Suits must be filed at the district court, in the labour court division competent for the company's seat / place of residence of the employer. If the value of the object of the dispute exceeds 75,000 PLN, the complaint must be filed at the regional court.

The suit must be filed in writing. An employee can draw up a lawsuit by himself, and in case of deficiencies the court will summon the employee to provide the necessary information. A suit may also be filed by the public prosecutor or a trade union. If the case concerns ascertainment of the existence of an employment relationship, a labour inspector may also bring the suit to court.

An employee may defend him/herself before the court on his own, but may also appoint an attorney – however, there is no requirement for the representative to be an advocate or solicitor. If the Labour Inspectorate has previously completed an inspection in the relevant case, the court may request the transfer of records from this control.

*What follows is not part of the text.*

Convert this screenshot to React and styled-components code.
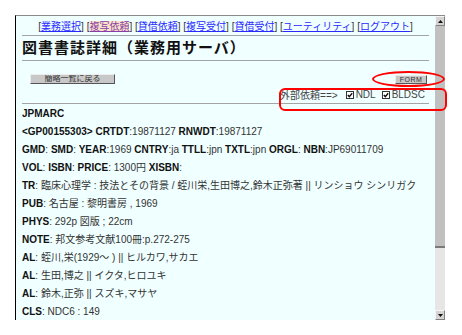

The employee and the employer may reach an amicable agreement at each stage of the proceedings. If this occurs, the agreement will be vested with the force of a court judgment.

If the employee's demands do not exceed 50,000 PLN, he is not required to bear the costs of the filing. If this sum is higher, the employee must pay 5% of the amount in litigation (value of the claim). It should be kept in mind, though, that if the employee loses the suit, he may be charged for the opinions of experts and costs of representation incurred by the employer.

The judgment of the court of first instance may be appealed against. The appeal must be lodged within 2 weeks of the announcement judgment of the court or receipt of the judgment with its justification. To obtain justification of the verdict, an application to the court must be submitted. The appeal should be brought to the court where the case was considered previously.